La chica danesa me recuerda a una mejor película, Laurence
Anyways (2012), en ella un hombre quiere travestirse, no puede controlarlo,
aunque aún guarda amor por su pareja y quiere seguir con ella a pesar de tal
extravagancia, pero se hace imposible sostener una relación heterosexual con
ese anhelo de ser o lucir como una mujer siendo varón, y llegan los inminentes
conflictos, y la lógica e inevitable ruptura, tras muchos vaivenes, nuevas
vidas y luchas de rigor, hasta que queda solamente un quehacer romántico y
platónico lejano, de recuerdo, en el ambiente. En la presente, las cosas son
más claras, Einar quiere romper con su esposa, sabe bien lo que quiere y debe
dejar pasar para consolidarse (hasta el punto que se entusiasma conversando con
Gerda pensando en que puede enamorarse nuevamente ahora como Lili), cuando
Gerda aún lo ama y lo respalda casi como si fuera la Madre Teresa de Calcuta, aunque
puede pensarse que ella quiere explotar su imagen en la pintura, que no llega a
pasar, es solo un mero modelo propio de su amor.

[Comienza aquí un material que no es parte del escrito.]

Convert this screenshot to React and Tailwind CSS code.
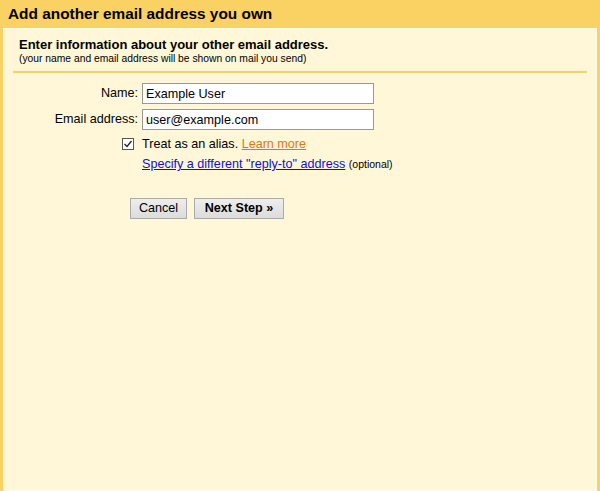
export default function App() {
  return (
    <div className="h-[491px] w-[600px] bg-[#fad163] font-['Liberation_Sans',Arial,sans-serif] text-black flex flex-col">
      <div className="h-[28px] px-[8px] flex items-center text-[15.4px] font-bold leading-none">
        Add another email address you own
      </div>
      <div className="flex-1 mx-[3px] mb-0 bg-[#fff7d7] border border-[#fffbea] px-[15px] pt-[8px]">
        <div className="text-[13px] font-bold leading-[15px]">Enter information about your other email address.</div>
        <div className="text-[10.3px] leading-[11px] mt-[1px]">(your name and email address will be shown on mail you send)</div>
        <div className="h-[2px] bg-[#f5d36a] mt-[7px] -mx-[6px]" />
        <div className="mt-[10px] grid grid-cols-[119px_1fr] gap-x-[4px] gap-y-[5px] items-center text-[12.6px]">
          <div className="text-right">Name:</div>
          <input
            defaultValue="Example User"
            className="w-[232px] h-[21px] border border-[#999] bg-white px-[3px] text-[12.6px] outline-none"
          />
          <div className="text-right">Email address:</div>
          <input
            defaultValue="user@example.com"
            className="w-[232px] h-[21px] border border-[#999] bg-white px-[3px] text-[12.6px] outline-none"
          />
        </div>
        <div className="mt-[6px] ml-[103px] h-[16px] flex items-center gap-[8px] text-[12.6px]">
          <span className="w-[12px] h-[12px] border border-[#555] bg-white flex items-center justify-center">
            <svg width="10" height="10" viewBox="0 0 10 10">
              <path d="M1.5 5 L4 7.5 L8.5 2" fill="none" stroke="#222" strokeWidth="1.3" />
            </svg>
          </span>
          <span>
            Treat as an alias. <a className="text-[#e5731d] underline" href="#">Learn more</a>
          </span>
        </div>
        <div className="mt-[4px] ml-[123px] h-[16px] leading-[16px] text-[12.6px]">
          <a className="text-[#1111cc] underline" href="#">Specify a different "reply-to" address</a>{' '}
          <span className="text-[10.5px]">(optional)</span>
        </div>
        <div className="mt-[26px] ml-[111px] flex gap-[7px] text-[12.6px]">
          <button className="h-[21px] w-[57px] border border-[#aaa] bg-gradient-to-b from-[#eeeeee] to-[#dcdcdc]">Cancel</button>
          <button className="h-[21px] w-[90px] border border-[#aaa] bg-gradient-to-b from-[#eeeeee] to-[#dcdcdc] font-bold">Next Step »</button>
        </div>
      </div>
    </div>
  );
}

Einar siente que, como una mariposa, ha mutado y es otro
ser, ahora se ha convertido en Lili Elbe (que en su desdoblamiento inicial, ciertamente
tenía de locura, que a uno le venía a la mente irónicamente Psicosis, 1960), y
Einar es el pasado, ya no existe, no hay marcha atrás. Entonces toda su
voluntad yace en convertirse en una fémina, de aquellas delicadas y clásicas, lo
esperable, claro, y no en la calidad de tosquedad –llamada igualdad- que reina
mucho hoy en día en muchas mujeres. Mientras Gerda tiene la posibilidad de
reconstruir su mundo sentimental con el mejor amigo de infancia y actual
soporte de Einar, en una ilustración endeble, que enseguida se apresura en
convertirlo en pretendiente, a Hans Axgil (Matthias Schoenaerts), pero que tampoco
se elabora, es puro relleno (Gerda a pesar de todo pretende un vínculo sólido
hacia su marido), en una posible relación que adolece de mayor complejidad. Y
ese es el problema general del filme, el director Tom Hooper no da forma a
muchas cosas, falta profundidad, suele ser muy superficial en su exposición,
donde en varios meandros peca de flaqueza, limitándose a proclamar el conflicto
de identidad personal (de cara al matrimonio, que tampoco molesta), y luego el
sueño de Einar de ser una plena Lili, puede que con ello haya esquivado híper dramatizar
la problemática gay en la sociedad, pero igual existen otros momentos que lo
desmienten, porque sí que quiere convocar la complicidad básica, aunque con algo
de decoro, a través de una nobleza por doquier (salvo la paliza homofóbica
clásica en estos menesteres, o el escape por la ventana a poco de intentar
internarlo a la fuerza como esquizofrénico; o que se diga que lo que necesita Lili
es un hombre “de verdad” y no un gay de pareja, ¡oh, sí!, bueno, todo el tiempo
no es lo sutil que pareciera pretender en su contextualización de la Europa de
los veinte o treinta), invocando una simpatía a toda prueba, en que nadie
parece ser reprochable o ambiguo, en que todo parece resolverse con el cambio
de sexo, la hazaña de la historia basada en hechos reales, el supuesto rasgo de
originalidad, cuando todo huele a repetición a kilómetros de distancia.
Ni el amaneramiento o femineidad de un talentoso Eddie
Redmayne, o una harto solvente Alicia Vikander, muy natural en cada emoción,
llanto, melancolía, felicidad, sorpresa, picardía, risa y un largo etcétera,
pueden distinguir a éste filme, aunque no es una propuesta mala, ya que tiene
oficio, por algo Tom Hooper ha merecido el Oscar por El discurso del rey (2010),
sin embargo el cine nice-naif y la corrección política pueden llegar a cansar
hasta al más inocente o fácil de conmover, como ha pasado esta vez que La chica
danesa solo ha obtenido nominaciones a la estatuilla dorada para Vikander y
Redmayne, y dos apartados técnicos más.